Her performance in 1964 of a work by Olivier Messiaen came at a time when his music was little-known outside France, and she became particularly associated with this composer; she has several times performed his complete works in series. Her recording for Collins Classics was hailed as "one of the major recording triumphs of the century" in In Tune Magazine.

Her pre-eminent position as Messiaen interpreter has been further underlined by her CD release of his complete organ works to great acclaim as well as by her contribution to Faber's The Messiaen Companion and other publications. At Messiaen's request she gave the first UK performance in January 1973 of the Méditations sur le Mystère de la Sainte Trinité at the Royal Festival Hall from the composer's manuscript, given to her after he gave the world première in Washington D.C.
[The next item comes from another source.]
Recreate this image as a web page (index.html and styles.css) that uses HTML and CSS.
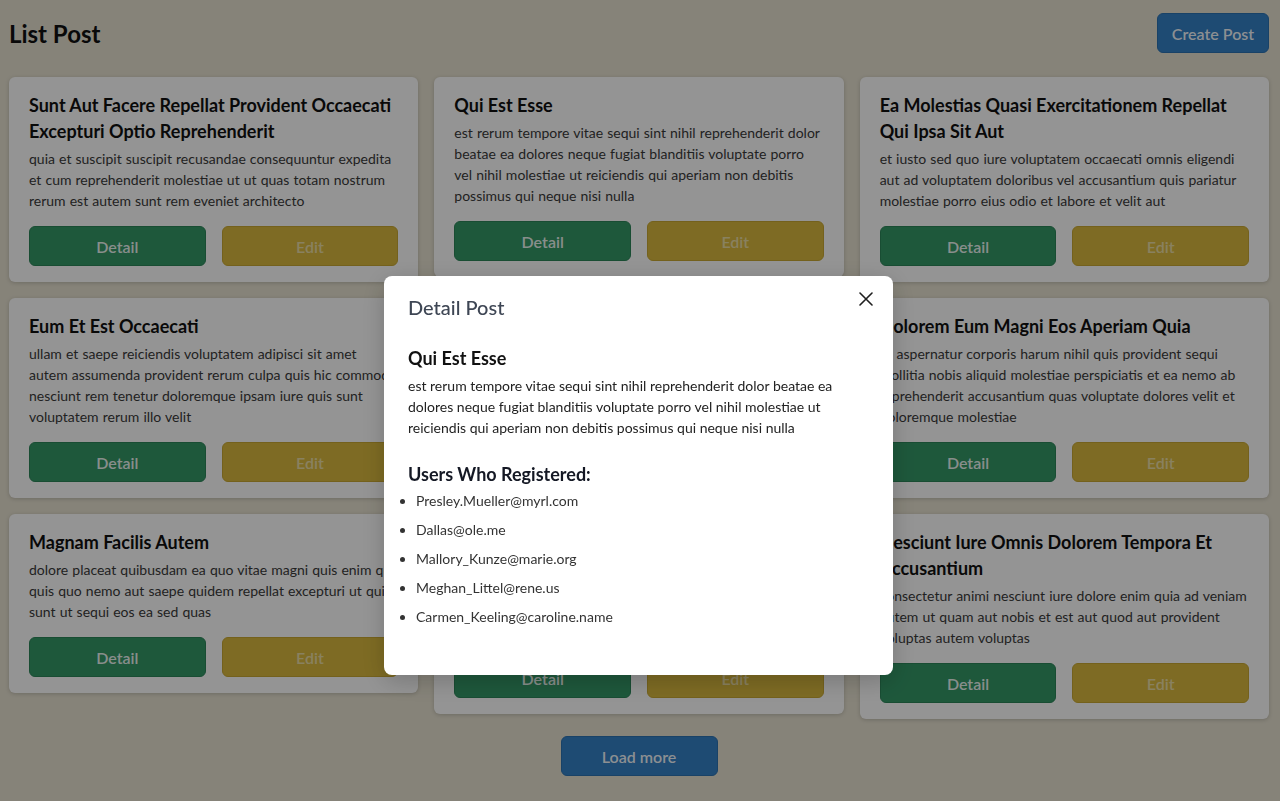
FILE: index.html
```html
<!DOCTYPE html>
<html lang="en">
<head>
<meta charset="utf-8">
<title>List Post</title>
<link rel="stylesheet" href="styles.css">
</head>
<body>
<div class="page">
  <header class="topbar">
    <h1 class="page-title">List Post</h1>
    <button class="btn btn-blue btn-create">Create Post</button>
  </header>

  <main class="grid">
    <article class="card">
      <h2 class="card-title">Sunt Aut Facere Repellat Provident Occaecati Excepturi Optio Reprehenderit</h2>
      <p class="card-body">quia et suscipit suscipit recusandae consequuntur expedita et cum reprehenderit molestiae ut ut quas totam nostrum rerum est autem sunt rem eveniet architecto</p>
      <div class="card-actions"><button class="btn btn-green">Detail</button><button class="btn btn-yellow">Edit</button></div>
    </article>
    <article class="card">
      <h2 class="card-title">Qui Est Esse</h2>
      <p class="card-body">est rerum tempore vitae sequi sint nihil reprehenderit dolor beatae ea dolores neque fugiat blanditiis voluptate porro vel nihil molestiae ut reiciendis qui aperiam non debitis possimus qui neque nisi nulla</p>
      <div class="card-actions"><button class="btn btn-green">Detail</button><button class="btn btn-yellow">Edit</button></div>
    </article>
    <article class="card">
      <h2 class="card-title">Ea Molestias Quasi Exercitationem Repellat Qui Ipsa Sit Aut</h2>
      <p class="card-body">et iusto sed quo iure voluptatem occaecati omnis eligendi aut ad voluptatem doloribus vel accusantium quis pariatur molestiae porro eius odio et labore et velit aut</p>
      <div class="card-actions"><button class="btn btn-green">Detail</button><button class="btn btn-yellow">Edit</button></div>
    </article>

    <article class="card">
      <h2 class="card-title">Eum Et Est Occaecati</h2>
      <p class="card-body">ullam et saepe reiciendis voluptatem adipisci sit amet autem assumenda provident rerum culpa quis hic commodi nesciunt rem tenetur doloremque ipsam iure quis sunt voluptatem rerum illo velit</p>
      <div class="card-actions"><button class="btn btn-green">Detail</button><button class="btn btn-yellow">Edit</button></div>
    </article>
    <article class="card">
      <h2 class="card-title">Nesciunt Quas Odio</h2>
      <p class="card-body">repudiandae veniam quaerat sunt sed alias aut fugiat sit autem sed est voluptatem omnis possimus esse voluptatibus quis est aut tenetur dolor neque</p>
      <div class="card-actions"><button class="btn btn-green">Detail</button><button class="btn btn-yellow">Edit</button></div>
    </article>
    <article class="card">
      <h2 class="card-title">Dolorem Eum Magni Eos Aperiam Quia</h2>
      <p class="card-body">ut aspernatur corporis harum nihil quis provident sequi mollitia nobis aliquid molestiae perspiciatis et ea nemo ab reprehenderit accusantium quas voluptate dolores velit et doloremque molestiae</p>
      <div class="card-actions"><button class="btn btn-green">Detail</button><button class="btn btn-yellow">Edit</button></div>
    </article>

    <article class="card">
      <h2 class="card-title">Magnam Facilis Autem</h2>
      <p class="card-body">dolore placeat quibusdam ea quo vitae magni quis enim qui quis quo nemo aut saepe quidem repellat excepturi ut quia sunt ut sequi eos ea sed quas</p>
      <div class="card-actions"><button class="btn btn-green">Detail</button><button class="btn btn-yellow">Edit</button></div>
    </article>
    <article class="card">
      <h2 class="card-title">Dolorem Dolore Est Ipsam</h2>
      <p class="card-body">dignissimos aperiam dolorem qui eum facilis quibusdam animi sint suscipit qui sint possimus cum quaerat magni maiores excepturi ipsam ut commodi dolor voluptatum modi aut vitae et laboriosam</p>
      <div class="card-actions"><button class="btn btn-green">Detail</button><button class="btn btn-yellow">Edit</button></div>
    </article>
    <article class="card">
      <h2 class="card-title">Nesciunt Iure Omnis Dolorem Tempora Et Accusantium</h2>
      <p class="card-body">consectetur animi nesciunt iure dolore enim quia ad veniam autem ut quam aut nobis et est aut quod aut provident voluptas autem voluptas</p>
      <div class="card-actions"><button class="btn btn-green">Detail</button><button class="btn btn-yellow">Edit</button></div>
    </article>
  </main>

  <div class="more-row"><button class="btn btn-blue btn-more">Load more</button></div>
</div>

<div class="overlay">
  <section class="modal">
    <div class="modal-head">
      <h2 class="modal-title">Detail Post</h2>
      <button class="modal-close" aria-label="Close">
        <svg width="14" height="14" viewBox="0 0 14 14"><path d="M1 1 L13 13 M13 1 L1 13" stroke="#1f1f1f" stroke-width="1.6" stroke-linecap="round" fill="none"/></svg>
      </button>
    </div>
    <h3 class="post-title">Qui Est Esse</h3>
    <p class="post-body">est rerum tempore vitae sequi sint nihil reprehenderit dolor beatae ea dolores neque fugiat blanditiis voluptate porro vel nihil molestiae ut reiciendis qui aperiam non debitis possimus qui neque nisi nulla</p>
    <h3 class="users-title">Users Who Registered:</h3>
    <ul class="users">
      <li>Presley.Mueller@myrl.com</li>
      <li>Dallas@ole.me</li>
      <li>Mallory_Kunze@marie.org</li>
      <li>Meghan_Littel@rene.us</li>
      <li>Carmen_Keeling@caroline.name</li>
    </ul>
  </section>
</div>
</body>
</html>
```
FILE: styles.css
```css
* { box-sizing: border-box; }

html, body { margin: 0; }

body {
  background: #e7e2d1;
  font-family: Lato, "Open Sans", "Liberation Sans", sans-serif;
  color: #222;
}

.page {
  padding: 13px 11px 26px 9px;
}

.topbar {
  display: flex;
  justify-content: space-between;
  align-items: center;
  height: 40px;
  margin-bottom: 24px;
}

.page-title {
  margin: 0;
  font-size: 24px;
  font-weight: 700;
  color: #111;
  line-height: 1;
  padding-top: 2px;
}

.btn {
  font-family: inherit;
  font-size: 16px;
  font-weight: 600;
  height: 40px;
  border-radius: 6px;
  cursor: pointer;
  color: #fff;
  white-space: nowrap;
  padding: 0;
}

.btn-blue {
  background: #3481c6;
  border: 1px solid #2c72b2;
  color: rgba(255, 255, 255, 0.95);
}

.btn-create {
  width: 112px;
}

.btn-green {
  background: #349867;
  border: 1px solid #2c8559;
  color: rgba(255, 255, 255, 0.92);
}

.btn-yellow {
  background: #d9b93e;
  border: 1px solid #c9a832;
  color: rgba(255, 255, 255, 0.55);
}

.grid {
  display: grid;
  grid-template-columns: repeat(3, 1fr);
  gap: 16px;
  align-items: start;
}

.card {
  background: #fff;
  border-radius: 6px;
  padding: 15px 20px 16px;
  box-shadow: 0 1px 4px rgba(0, 0, 0, 0.18);
}

.card-title {
  margin: 0 0 4px;
  font-size: 18px;
  line-height: 26px;
  font-weight: 700;
  color: #111;
}

.card-body {
  margin: 0;
  font-size: 14px;
  line-height: 21px;
  word-spacing: 0.5px;
  color: #3a3a3a;
}

.card-actions {
  display: grid;
  grid-template-columns: 1fr 1fr;
  gap: 16px;
  margin-top: 15px;
}

.more-row {
  display: flex;
  justify-content: center;
  margin-top: 17px;
}

.btn-more {
  width: 157px;
}

/* modal */
.overlay {
  position: fixed;
  inset: 0;
  background: rgba(0, 0, 0, 0.42);
  display: flex;
  justify-content: center;
  align-items: flex-start;
  padding-top: 276px;
  padding-right: 3px;
}

.modal {
  width: 509px;
  background: #fff;
  border-radius: 8px;
  padding: 16px 24px 24px;
  box-shadow: 0 6px 24px rgba(0, 0, 0, 0.2);
}

.modal-head {
  display: flex;
  justify-content: space-between;
  align-items: flex-start;
  margin-bottom: 23px;
}

.modal-title {
  margin: 0;
  font-size: 20px;
  line-height: 30px;
  font-weight: 500;
  color: #3e4654;
}

.modal-close {
  border: 0;
  background: none;
  padding: 0;
  margin: 0 -4px 0 0;
  width: 14px;
  height: 14px;
  display: flex;
  cursor: pointer;
}

.post-title {
  margin: 0 0 4px;
  font-size: 18px;
  line-height: 26px;
  font-weight: 700;
  color: #111;
}

.post-body {
  margin: 0;
  font-size: 14px;
  line-height: 21px;
  color: #222;
}

.users-title {
  margin: 23px 0 3px;
  font-size: 18px;
  line-height: 26px;
  font-weight: 700;
  color: #141824;
}

.users {
  margin: 0 0 24px;
  padding-left: 8px;
  list-style: disc;
}

.users li {
  font-size: 14px;
  line-height: 21px;
  margin-bottom: 8px;
  color: #333;
}
```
Her series of six weekly recitals in Westminster Cathedral of Messiaen's organ works in 1998, the 90th anniversary of his birth, brought huge audiences, and for her performances she was awarded the Evening Standard Award for Outstanding Solo Performance, the first organist to have been so honoured. Weir made her début at the Royal Albert Hall while still a student, as soloist in the Poulenc Organ Concerto, on the opening night of the 1965 season of the Promenade Concerts, and in the same year at the Royal Festival Hall in recital, then the youngest organist to have performed there publicly. She returned to the Albert Hall to make the first recording on the great organ after the 2004 rebuild.

Recordings

Weir's artistry was marked in 1999 by the re-issue on CD of her series of Argo recordings, and her nomination by Classic CD magazine as one of the 100 Greatest Players of the Century, and by the Sunday Times as one of the 1000 Music Makers of the Millennium. In December 2000, ITV's South Bank Show chronicled her worldwide activities as performer, teacher and recording artist in a highly acclaimed documentary.

Awards/Honours

Television

Weir's six-part television series King of Instruments for the BBC in 1989 drew weekly audiences of two million in Great Britain.

Family

She was married to the late American organ builder Lawrence Phelps.